* **GIVEN INFORMATION**:
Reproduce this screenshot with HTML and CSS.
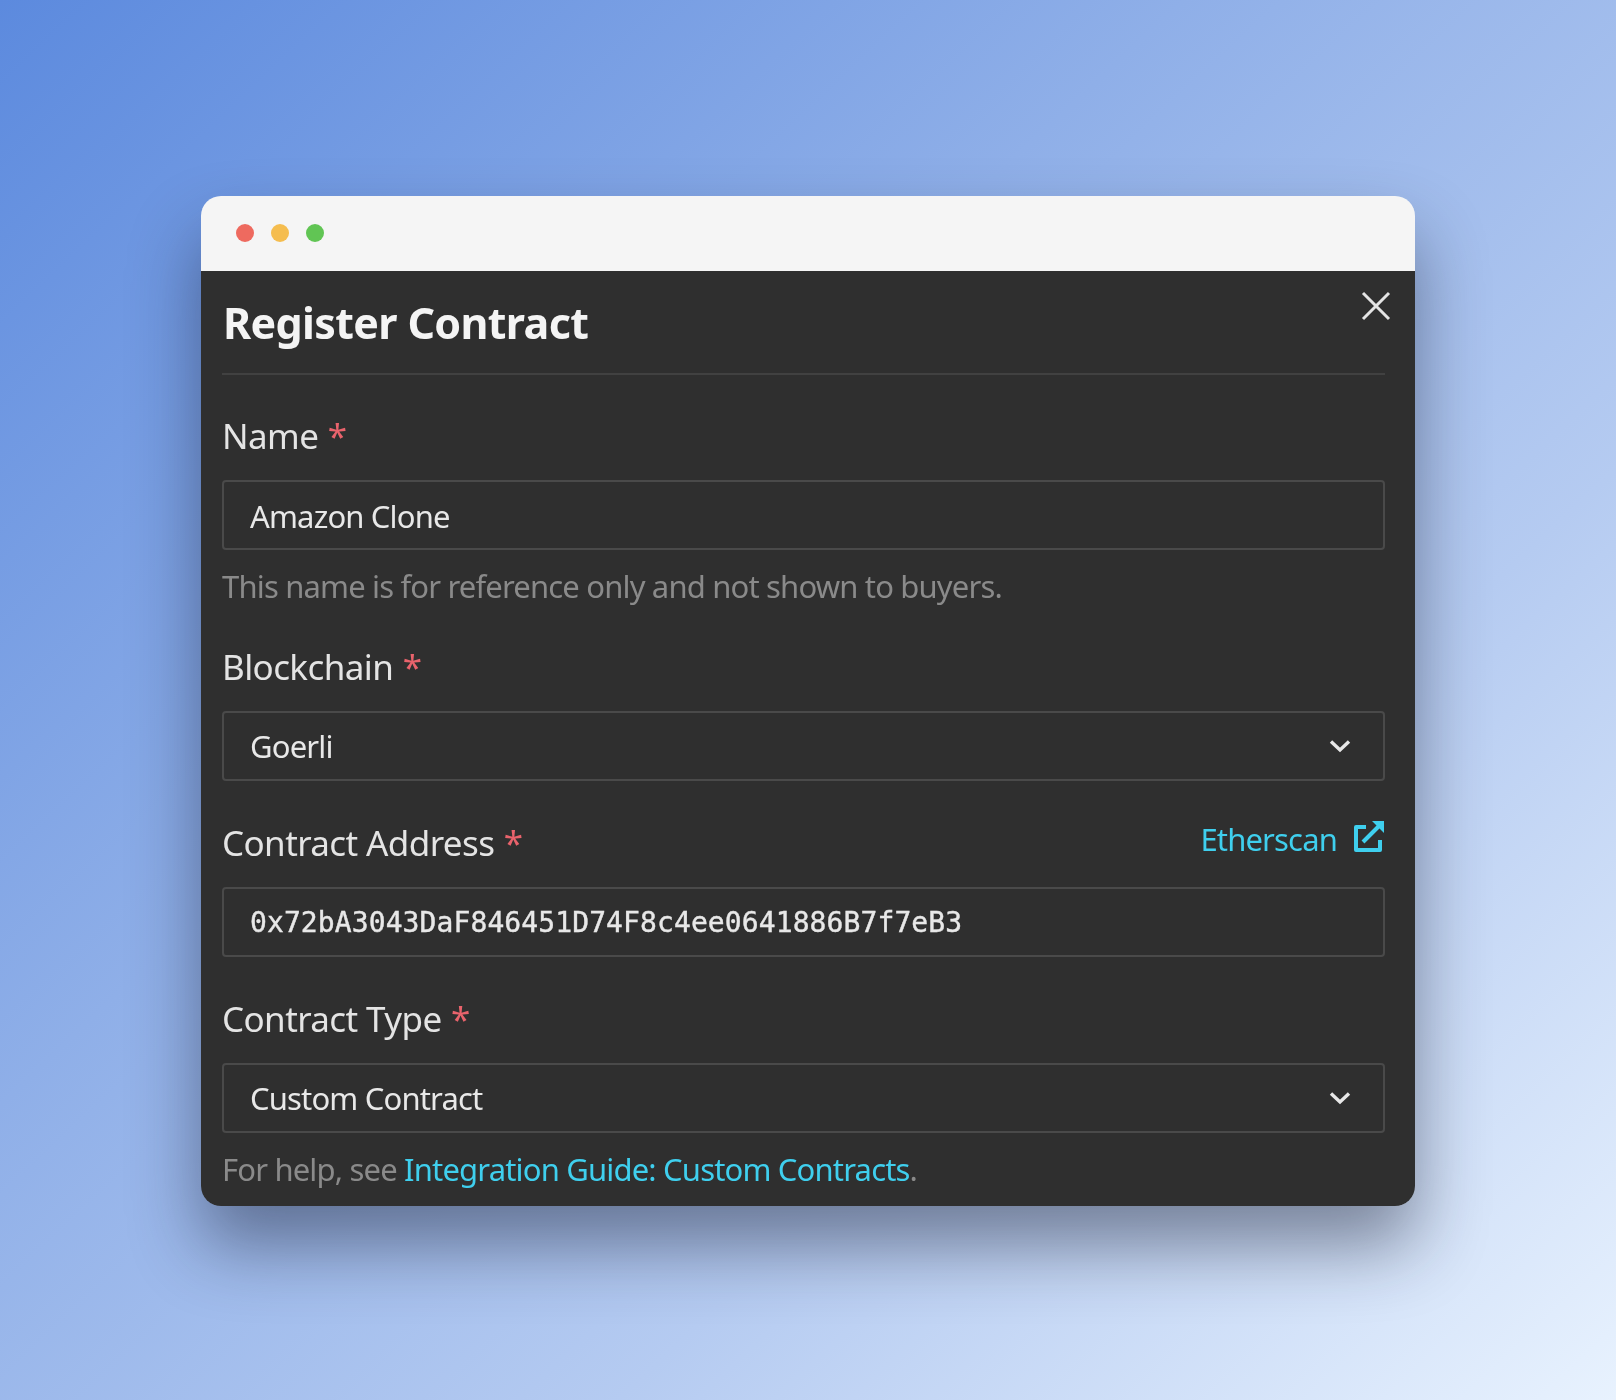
FILE: index.html
```html
<!DOCTYPE html>
<html lang="en">
<head>
    <meta charset="UTF-8">
    <title>Register Contract</title>
    <link rel="stylesheet" href="styles.css">
</head>
<body>
    <div class="window">
        <div class="titlebar">
            <span class="dot dot-red"></span>
            <span class="dot dot-yellow"></span>
            <span class="dot dot-green"></span>
        </div>
        <div class="modal">
            <svg class="close" width="30" height="30" viewBox="0 0 30 30" fill="none" stroke="#e4e4e4" stroke-width="3">
                <path d="M2 2L28 28M28 2L2 28"/>
            </svg>
            <h1>Register Contract</h1>

            <div class="field field-first">
                <div class="label-row"><label>Name <span class="req">*</span></label></div>
                <div class="control">Amazon Clone</div>
                <p class="help">This name is for reference only and not shown to buyers.</p>
            </div>

            <div class="field field-blockchain">
                <div class="label-row"><label>Blockchain <span class="req">*</span></label></div>
                <div class="control select">
                    <span>Goerli</span>
                    <svg class="chevron" width="22" height="14" viewBox="0 0 22 14" fill="none" stroke="#e8e8e8" stroke-width="3.4">
                        <path d="M2 2.5L11 11L20 2.5"/>
                    </svg>
                </div>
            </div>

            <div class="field">
                <div class="label-row">
                    <label>Contract Address <span class="req">*</span></label>
                    <a class="ext-link" href="#">Etherscan
                        <svg class="ext-icon" width="32" height="32" viewBox="0 0 32 32" fill="none" stroke="#3fcfee" stroke-width="4" stroke-linejoin="round">
                            <path d="M13 7H3V30H27V20"/>
                            <path d="M10 22L27 5"/>
                            <path d="M19 1H31V13Z" stroke="none" fill="#3fcfee"/>
                        </svg>
                    </a>
                </div>
                <div class="control mono">0x72bA3043DaF846451D74F8c4ee0641886B7f7eB3</div>
            </div>

            <div class="field">
                <div class="label-row"><label>Contract Type <span class="req">*</span></label></div>
                <div class="control select">
                    <span>Custom Contract</span>
                    <svg class="chevron" width="22" height="14" viewBox="0 0 22 14" fill="none" stroke="#e8e8e8" stroke-width="3.4">
                        <path d="M2 2.5L11 11L20 2.5"/>
                    </svg>
                </div>
                <p class="help">For help, see <a href="#">Integration Guide: Custom Contracts</a>.</p>
            </div>
        </div>
    </div>
</body>
</html>
```

FILE: styles.css
```css
html, body {
    height: 100%;
}

body {
    margin: 0;
    min-height: 1400px;
    box-sizing: border-box;
    padding: 196px 0 0 201px;
    background: linear-gradient(137deg, #5c8ade 0%, #8fafe8 38%, #b5cbf1 68%, #e8f2fe 100%);
    font-family: "Noto Sans", sans-serif;
    overflow: hidden;
}

.window {
    width: 1214px;
    height: 1010px;
    border-radius: 20px;
    overflow: hidden;
    box-shadow: 0 40px 70px rgba(20, 25, 45, 0.45);
}

.titlebar {
    height: 75px;
    background-color: #f5f5f5;
    display: flex;
    align-items: center;
    gap: 17px;
    padding: 0 0 1px 35px;
    box-sizing: border-box;
}

.dot {
    width: 18px;
    height: 18px;
    border-radius: 50%;
}

.dot-red {
    background-color: #ee6a5f;
}

.dot-yellow {
    background-color: #f5bd4f;
}

.dot-green {
    background-color: #61c554;
}

.modal {
    position: relative;
    height: 935px;
    box-sizing: border-box;
    background-color: #2f2f2f;
    padding: 20px 30px 0 22px;
    color: #e6e6e6;
}

/* the source is an upscaled capture, so everything inside is a little soft */
.modal > * {
    filter: blur(0.6px);
}

.close {
    position: absolute;
    top: 20px;
    right: 24px;
}

h1 {
    margin: 0 0 0 -1px;
    padding-left: 1px;
    height: 82px;
    font-size: 43px;
    line-height: 64px;
    font-weight: 700;
    letter-spacing: -0.65px;
    color: #f4f4f4;
    border-bottom: 2px solid #414141;
}

.field {
    margin: 36px 0 0 -1px;
}

.field-first {
    margin-top: 35px;
}

.field-blockchain {
    margin-top: 34px;
}

.label-row {
    display: flex;
    justify-content: space-between;
    align-items: center;
    height: 50px;
    margin-bottom: 20px;
}

label {
    font-size: 35px;
    letter-spacing: -0.6px;
    color: #e4e4e4;
}

.req {
    color: #e9636c;
    margin-left: 1px;
}

.control {
    height: 70px;
    box-sizing: border-box;
    border: 2px solid #4a4a4a;
    border-radius: 4px;
    padding: 1px 26px 0;
    display: flex;
    align-items: center;
    font-size: 31px;
    letter-spacing: -0.84px;
    color: #e8e8e8;
}

.select {
    justify-content: space-between;
    padding: 0 32px 1px 26px;
}

.mono {
    font-family: "DejaVu Sans Mono", monospace;
    font-size: 28px;
    letter-spacing: 0.1px;
    -webkit-text-stroke: 0.4px #e8e8e8;
}

.help {
    margin: 15px 0 0;
    font-size: 31px;
    line-height: 42px;
    letter-spacing: -0.83px;
    color: #8a8a8a;
}

a {
    color: #3fcfee;
    text-decoration: none;
}

.ext-link {
    display: flex;
    align-items: center;
    gap: 16px;
    font-size: 31px;
    letter-spacing: -0.84px;
    margin-top: -6px;
}

.ext-icon {
    margin-top: -6px;
}
```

* **REQUEST**: Exclude the images, then output the data above word for word.

* **ANSWER TO THIS PROBLEM**:
Reproduce this screenshot with HTML and CSS.
FILE: index.html
```html
<!DOCTYPE html>
<html lang="en">
<head>
    <meta charset="UTF-8">
    <title>Register Contract</title>
    <link rel="stylesheet" href="styles.css">
</head>
<body>
    <div class="window">
        <div class="titlebar">
            <span class="dot dot-red"></span>
            <span class="dot dot-yellow"></span>
            <span class="dot dot-green"></span>
        </div>
        <div class="modal">
            <svg class="close" width="30" height="30" viewBox="0 0 30 30" fill="none" stroke="#e4e4e4" stroke-width="3">
                <path d="M2 2L28 28M28 2L2 28"/>
            </svg>
            <h1>Register Contract</h1>

            <div class="field field-first">
                <div class="label-row"><label>Name <span class="req">*</span></label></div>
                <div class="control">Amazon Clone</div>
                <p class="help">This name is for reference only and not shown to buyers.</p>
            </div>

            <div class="field field-blockchain">
                <div class="label-row"><label>Blockchain <span class="req">*</span></label></div>
                <div class="control select">
                    <span>Goerli</span>
                    <svg class="chevron" width="22" height="14" viewBox="0 0 22 14" fill="none" stroke="#e8e8e8" stroke-width="3.4">
                        <path d="M2 2.5L11 11L20 2.5"/>
                    </svg>
                </div>
            </div>

            <div class="field">
                <div class="label-row">
                    <label>Contract Address <span class="req">*</span></label>
                    <a class="ext-link" href="#">Etherscan
                        <svg class="ext-icon" width="32" height="32" viewBox="0 0 32 32" fill="none" stroke="#3fcfee" stroke-width="4" stroke-linejoin="round">
                            <path d="M13 7H3V30H27V20"/>
                            <path d="M10 22L27 5"/>
                            <path d="M19 1H31V13Z" stroke="none" fill="#3fcfee"/>
                        </svg>
                    </a>
                </div>
                <div class="control mono">0x72bA3043DaF846451D74F8c4ee0641886B7f7eB3</div>
            </div>

            <div class="field">
                <div class="label-row"><label>Contract Type <span class="req">*</span></label></div>
                <div class="control select">
                    <span>Custom Contract</span>
                    <svg class="chevron" width="22" height="14" viewBox="0 0 22 14" fill="none" stroke="#e8e8e8" stroke-width="3.4">
                        <path d="M2 2.5L11 11L20 2.5"/>
                    </svg>
                </div>
                <p class="help">For help, see <a href="#">Integration Guide: Custom Contracts</a>.</p>
            </div>
        </div>
    </div>
</body>
</html>
```

FILE: styles.css
```css
html, body {
    height: 100%;
}

body {
    margin: 0;
    min-height: 1400px;
    box-sizing: border-box;
    padding: 196px 0 0 201px;
    background: linear-gradient(137deg, #5c8ade 0%, #8fafe8 38%, #b5cbf1 68%, #e8f2fe 100%);
    font-family: "Noto Sans", sans-serif;
    overflow: hidden;
}

.window {
    width: 1214px;
    height: 1010px;
    border-radius: 20px;
    overflow: hidden;
    box-shadow: 0 40px 70px rgba(20, 25, 45, 0.45);
}

.titlebar {
    height: 75px;
    background-color: #f5f5f5;
    display: flex;
    align-items: center;
    gap: 17px;
    padding: 0 0 1px 35px;
    box-sizing: border-box;
}

.dot {
    width: 18px;
    height: 18px;
    border-radius: 50%;
}

.dot-red {
    background-color: #ee6a5f;
}

.dot-yellow {
    background-color: #f5bd4f;
}

.dot-green {
    background-color: #61c554;
}

.modal {
    position: relative;
    height: 935px;
    box-sizing: border-box;
    background-color: #2f2f2f;
    padding: 20px 30px 0 22px;
    color: #e6e6e6;
}

/* the source is an upscaled capture, so everything inside is a little soft */
.modal > * {
    filter: blur(0.6px);
}

.close {
    position: absolute;
    top: 20px;
    right: 24px;
}

h1 {
    margin: 0 0 0 -1px;
    padding-left: 1px;
    height: 82px;
    font-size: 43px;
    line-height: 64px;
    font-weight: 700;
    letter-spacing: -0.65px;
    color: #f4f4f4;
    border-bottom: 2px solid #414141;
}

.field {
    margin: 36px 0 0 -1px;
}

.field-first {
    margin-top: 35px;
}

.field-blockchain {
    margin-top: 34px;
}

.label-row {
    display: flex;
    justify-content: space-between;
    align-items: center;
    height: 50px;
    margin-bottom: 20px;
}

label {
    font-size: 35px;
    letter-spacing: -0.6px;
    color: #e4e4e4;
}

.req {
    color: #e9636c;
    margin-left: 1px;
}

.control {
    height: 70px;
    box-sizing: border-box;
    border: 2px solid #4a4a4a;
    border-radius: 4px;
    padding: 1px 26px 0;
    display: flex;
    align-items: center;
    font-size: 31px;
    letter-spacing: -0.84px;
    color: #e8e8e8;
}

.select {
    justify-content: space-between;
    padding: 0 32px 1px 26px;
}

.mono {
    font-family: "DejaVu Sans Mono", monospace;
    font-size: 28px;
    letter-spacing: 0.1px;
    -webkit-text-stroke: 0.4px #e8e8e8;
}

.help {
    margin: 15px 0 0;
    font-size: 31px;
    line-height: 42px;
    letter-spacing: -0.83px;
    color: #8a8a8a;
}

a {
    color: #3fcfee;
    text-decoration: none;
}

.ext-link {
    display: flex;
    align-items: center;
    gap: 16px;
    font-size: 31px;
    letter-spacing: -0.84px;
    margin-top: -6px;
}

.ext-icon {
    margin-top: -6px;
}
```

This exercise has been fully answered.